**Exercise:** Set down the data below without change, skipping the pictures it holds.

**Recorded information:**
>>>>
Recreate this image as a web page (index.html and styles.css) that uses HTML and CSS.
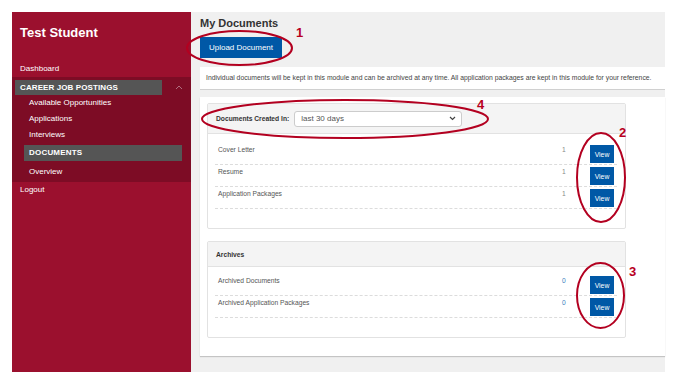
FILE: index.html
```html
<!DOCTYPE html>
<html>
<head>
<meta charset="utf-8">
<link rel="stylesheet" href="styles.css">
</head>
<body>
<div class="app">
  <nav class="sidebar">
    <div class="user">Test Student</div>
    <a class="nav-item">Dashboard</a>
    <div class="submenu">
      <div class="group-head"><span class="group-title">CAREER JOB POSTINGS</span>
        <svg class="chev" width="8" height="5" viewBox="0 0 8 5"><polyline points="1,4 4,1 7,4" fill="none" stroke="#b07080" stroke-width="1"/></svg>
      </div>
      <a class="sub-item">Available Opportunities</a>
      <a class="sub-item">Applications</a>
      <a class="sub-item">Interviews</a>
      <a class="sub-item active">DOCUMENTS</a>
      <a class="sub-item">Overview</a>
    </div>
    <a class="nav-item">Logout</a>
  </nav>
  <main class="main">
    <h1 class="title">My Documents</h1>
    <button class="btn-upload">Upload Document</button>
    <div class="info">Individual documents will be kept in this module and can be archived at any time. All application packages are kept in this module for your reference.</div>
    <div class="card">
      <section class="panel">
        <div class="panel-head tall">
          <span class="filter-label">Documents Created In:</span>
          <div class="select"><span>last 30 days</span>
            <svg width="7" height="5" viewBox="0 0 7 5"><polyline points="1,1 3.5,3.5 6,1" fill="none" stroke="#444" stroke-width="1.2"/></svg>
          </div>
        </div>
        <div class="panel-body">
          <div class="row"><span class="label">Cover Letter</span><span class="count">1</span><button class="btn-view">View</button></div>
          <div class="row"><span class="label">Resume</span><span class="count">1</span><button class="btn-view">View</button></div>
          <div class="row"><span class="label">Application Packages</span><span class="count">1</span><button class="btn-view">View</button></div>
        </div>
      </section>
      <section class="panel">
        <div class="panel-head"><span class="filter-label">Archives</span></div>
        <div class="panel-body short">
          <div class="row"><span class="label">Archived Documents</span><span class="count zero">0</span><button class="btn-view">View</button></div>
          <div class="row"><span class="label">Archived Application Packages</span><span class="count zero">0</span><button class="btn-view">View</button></div>
        </div>
      </section>
    </div>
  </main>
</div>
<svg class="annotations" width="687" height="381" viewBox="0 0 687 381">
  <g fill="none" stroke="#b30020" stroke-width="2">
    <ellipse cx="239.5" cy="48" rx="52.5" ry="17"/>
    <ellipse cx="601" cy="177.5" rx="24" ry="44.5"/>
    <ellipse cx="600.5" cy="295.5" rx="23.5" ry="32.5"/>
    <ellipse cx="345" cy="119" rx="143" ry="19"/>
  </g>
  <g class="ann-num">
    <text x="296" y="37">1</text>
    <text x="619" y="137">2</text>
    <text x="629" y="276">3</text>
    <text x="477" y="109">4</text>
  </g>
</svg>
</body>
</html>
```
FILE: styles.css
```css
* { box-sizing: border-box; }
html, body { margin: 0; padding: 0; background: #fff; }
body { font-family: "Liberation Sans", Arial, sans-serif; position: relative; width: 687px; height: 381px; overflow: hidden; }

.app { display: flex; margin: 12px 22px 9px 12px; height: 360px; }

.sidebar { width: 179px; flex: none; background: #9b102e; color: #fff; display: flex; flex-direction: column; padding-top: 13px; }
.user { font-size: 13px; font-weight: bold; line-height: 16px; padding-left: 8px; margin-bottom: 20px; }
.nav-item { display: block; font-size: 8px; line-height: 16px; height: 16px; padding-left: 8px; color: #fff; }
.submenu { background: #7d0c25; padding: 3px 0 2px; }
.group-head { display: flex; align-items: center; height: 15px; }
.group-title { width: 147px; height: 15px; margin-left: 3px; background: #555; font-size: 8px; font-weight: bold; line-height: 15px; padding-left: 5px; letter-spacing: 0.1px; }
.chev { margin-left: 13px; }
.sub-item { display: block; font-size: 8px; line-height: 16px; height: 16px; padding-left: 17px; color: #fff; }
.sub-item.active { background: #555; font-weight: bold; margin: 2px 9px 3px 12px; padding-left: 5px; letter-spacing: 0.2px; }

.main { flex: 1; background: #f0f0f0; padding: 4px 0 0 9px; display: flex; flex-direction: column; align-items: flex-start; }
.title { margin: 0; font-size: 11px; line-height: 14px; font-weight: bold; color: #333; }
.btn-upload { margin-top: 7px; width: 82px; height: 21px; border: none; background: #0058a6; color: #fff; font-family: inherit; font-size: 8px; padding: 0; }
.info { align-self: stretch; margin-top: 9px; height: 23px; background: #fff; border-bottom: 1px solid #d0d0d0; font-size: 6.8px; color: #444; line-height: 22px; padding-left: 6px; white-space: nowrap; }

.card { align-self: stretch; margin-top: 7px; background: #fff; padding: 6px 0 18px 7px; box-shadow: 0 1px 1px rgba(0,0,0,0.18); display: flex; flex-direction: column; gap: 12px; }
.panel { width: 419px; border: 1px solid #e2e2e2; border-radius: 2px; background: #fff; }
.panel-head { background: #f4f4f4; border-bottom: 1px solid #e2e2e2; height: 25px; display: flex; align-items: center; padding-left: 8px; }
.panel-head.tall { height: 30px; }
.filter-label { font-size: 6.7px; font-weight: bold; color: #333; }
.select { margin-left: 5px; width: 168px; height: 16px; background: #fff; border: 1px solid #ccc; border-radius: 3px; display: flex; align-items: center; justify-content: space-between; padding: 0 5px 0 6px; font-size: 8px; color: #555; }

.panel-body { padding: 9px 8px 19px 7px; }
.panel-body.short { padding-top: 7px; }
.row { display: flex; align-items: flex-start; height: 22px; border-bottom: 1px dashed #dcdcdc; }
.label { flex: 1; font-size: 6.7px; line-height: 14px; color: #555; padding-left: 3px; }
.count { font-size: 6.7px; line-height: 14px; color: #888; width: 4px; }
.count.zero { color: #3d7fc0; }
.btn-view { margin: 2px 3px 0 24px; width: 24px; height: 18px; border: none; background: #0058a6; color: #fff; font-family: inherit; font-size: 6.8px; padding: 0; }

.annotations { position: absolute; left: 0; top: 0; pointer-events: none; }
.ann-num text { font-family: "Liberation Sans", Arial, sans-serif; font-size: 13px; font-weight: bold; fill: #b8001e; }
```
<<<<
**Reply:**
Recreate this image as a web page (index.html and styles.css) that uses HTML and CSS.
FILE: index.html
```html
<!DOCTYPE html>
<html>
<head>
<meta charset="utf-8">
<link rel="stylesheet" href="styles.css">
</head>
<body>
<div class="app">
  <nav class="sidebar">
    <div class="user">Test Student</div>
    <a class="nav-item">Dashboard</a>
    <div class="submenu">
      <div class="group-head"><span class="group-title">CAREER JOB POSTINGS</span>
        <svg class="chev" width="8" height="5" viewBox="0 0 8 5"><polyline points="1,4 4,1 7,4" fill="none" stroke="#b07080" stroke-width="1"/></svg>
      </div>
      <a class="sub-item">Available Opportunities</a>
      <a class="sub-item">Applications</a>
      <a class="sub-item">Interviews</a>
      <a class="sub-item active">DOCUMENTS</a>
      <a class="sub-item">Overview</a>
    </div>
    <a class="nav-item">Logout</a>
  </nav>
  <main class="main">
    <h1 class="title">My Documents</h1>
    <button class="btn-upload">Upload Document</button>
    <div class="info">Individual documents will be kept in this module and can be archived at any time. All application packages are kept in this module for your reference.</div>
    <div class="card">
      <section class="panel">
        <div class="panel-head tall">
          <span class="filter-label">Documents Created In:</span>
          <div class="select"><span>last 30 days</span>
            <svg width="7" height="5" viewBox="0 0 7 5"><polyline points="1,1 3.5,3.5 6,1" fill="none" stroke="#444" stroke-width="1.2"/></svg>
          </div>
        </div>
        <div class="panel-body">
          <div class="row"><span class="label">Cover Letter</span><span class="count">1</span><button class="btn-view">View</button></div>
          <div class="row"><span class="label">Resume</span><span class="count">1</span><button class="btn-view">View</button></div>
          <div class="row"><span class="label">Application Packages</span><span class="count">1</span><button class="btn-view">View</button></div>
        </div>
      </section>
      <section class="panel">
        <div class="panel-head"><span class="filter-label">Archives</span></div>
        <div class="panel-body short">
          <div class="row"><span class="label">Archived Documents</span><span class="count zero">0</span><button class="btn-view">View</button></div>
          <div class="row"><span class="label">Archived Application Packages</span><span class="count zero">0</span><button class="btn-view">View</button></div>
        </div>
      </section>
    </div>
  </main>
</div>
<svg class="annotations" width="687" height="381" viewBox="0 0 687 381">
  <g fill="none" stroke="#b30020" stroke-width="2">
    <ellipse cx="239.5" cy="48" rx="52.5" ry="17"/>
    <ellipse cx="601" cy="177.5" rx="24" ry="44.5"/>
    <ellipse cx="600.5" cy="295.5" rx="23.5" ry="32.5"/>
    <ellipse cx="345" cy="119" rx="143" ry="19"/>
  </g>
  <g class="ann-num">
    <text x="296" y="37">1</text>
    <text x="619" y="137">2</text>
    <text x="629" y="276">3</text>
    <text x="477" y="109">4</text>
  </g>
</svg>
</body>
</html>
```
FILE: styles.css
```css
* { box-sizing: border-box; }
html, body { margin: 0; padding: 0; background: #fff; }
body { font-family: "Liberation Sans", Arial, sans-serif; position: relative; width: 687px; height: 381px; overflow: hidden; }

.app { display: flex; margin: 12px 22px 9px 12px; height: 360px; }

.sidebar { width: 179px; flex: none; background: #9b102e; color: #fff; display: flex; flex-direction: column; padding-top: 13px; }
.user { font-size: 13px; font-weight: bold; line-height: 16px; padding-left: 8px; margin-bottom: 20px; }
.nav-item { display: block; font-size: 8px; line-height: 16px; height: 16px; padding-left: 8px; color: #fff; }
.submenu { background: #7d0c25; padding: 3px 0 2px; }
.group-head { display: flex; align-items: center; height: 15px; }
.group-title { width: 147px; height: 15px; margin-left: 3px; background: #555; font-size: 8px; font-weight: bold; line-height: 15px; padding-left: 5px; letter-spacing: 0.1px; }
.chev { margin-left: 13px; }
.sub-item { display: block; font-size: 8px; line-height: 16px; height: 16px; padding-left: 17px; color: #fff; }
.sub-item.active { background: #555; font-weight: bold; margin: 2px 9px 3px 12px; padding-left: 5px; letter-spacing: 0.2px; }

.main { flex: 1; background: #f0f0f0; padding: 4px 0 0 9px; display: flex; flex-direction: column; align-items: flex-start; }
.title { margin: 0; font-size: 11px; line-height: 14px; font-weight: bold; color: #333; }
.btn-upload { margin-top: 7px; width: 82px; height: 21px; border: none; background: #0058a6; color: #fff; font-family: inherit; font-size: 8px; padding: 0; }
.info { align-self: stretch; margin-top: 9px; height: 23px; background: #fff; border-bottom: 1px solid #d0d0d0; font-size: 6.8px; color: #444; line-height: 22px; padding-left: 6px; white-space: nowrap; }

.card { align-self: stretch; margin-top: 7px; background: #fff; padding: 6px 0 18px 7px; box-shadow: 0 1px 1px rgba(0,0,0,0.18); display: flex; flex-direction: column; gap: 12px; }
.panel { width: 419px; border: 1px solid #e2e2e2; border-radius: 2px; background: #fff; }
.panel-head { background: #f4f4f4; border-bottom: 1px solid #e2e2e2; height: 25px; display: flex; align-items: center; padding-left: 8px; }
.panel-head.tall { height: 30px; }
.filter-label { font-size: 6.7px; font-weight: bold; color: #333; }
.select { margin-left: 5px; width: 168px; height: 16px; background: #fff; border: 1px solid #ccc; border-radius: 3px; display: flex; align-items: center; justify-content: space-between; padding: 0 5px 0 6px; font-size: 8px; color: #555; }

.panel-body { padding: 9px 8px 19px 7px; }
.panel-body.short { padding-top: 7px; }
.row { display: flex; align-items: flex-start; height: 22px; border-bottom: 1px dashed #dcdcdc; }
.label { flex: 1; font-size: 6.7px; line-height: 14px; color: #555; padding-left: 3px; }
.count { font-size: 6.7px; line-height: 14px; color: #888; width: 4px; }
.count.zero { color: #3d7fc0; }
.btn-view { margin: 2px 3px 0 24px; width: 24px; height: 18px; border: none; background: #0058a6; color: #fff; font-family: inherit; font-size: 6.8px; padding: 0; }

.annotations { position: absolute; left: 0; top: 0; pointer-events: none; }
.ann-num text { font-family: "Liberation Sans", Arial, sans-serif; font-size: 13px; font-weight: bold; fill: #b8001e; }
```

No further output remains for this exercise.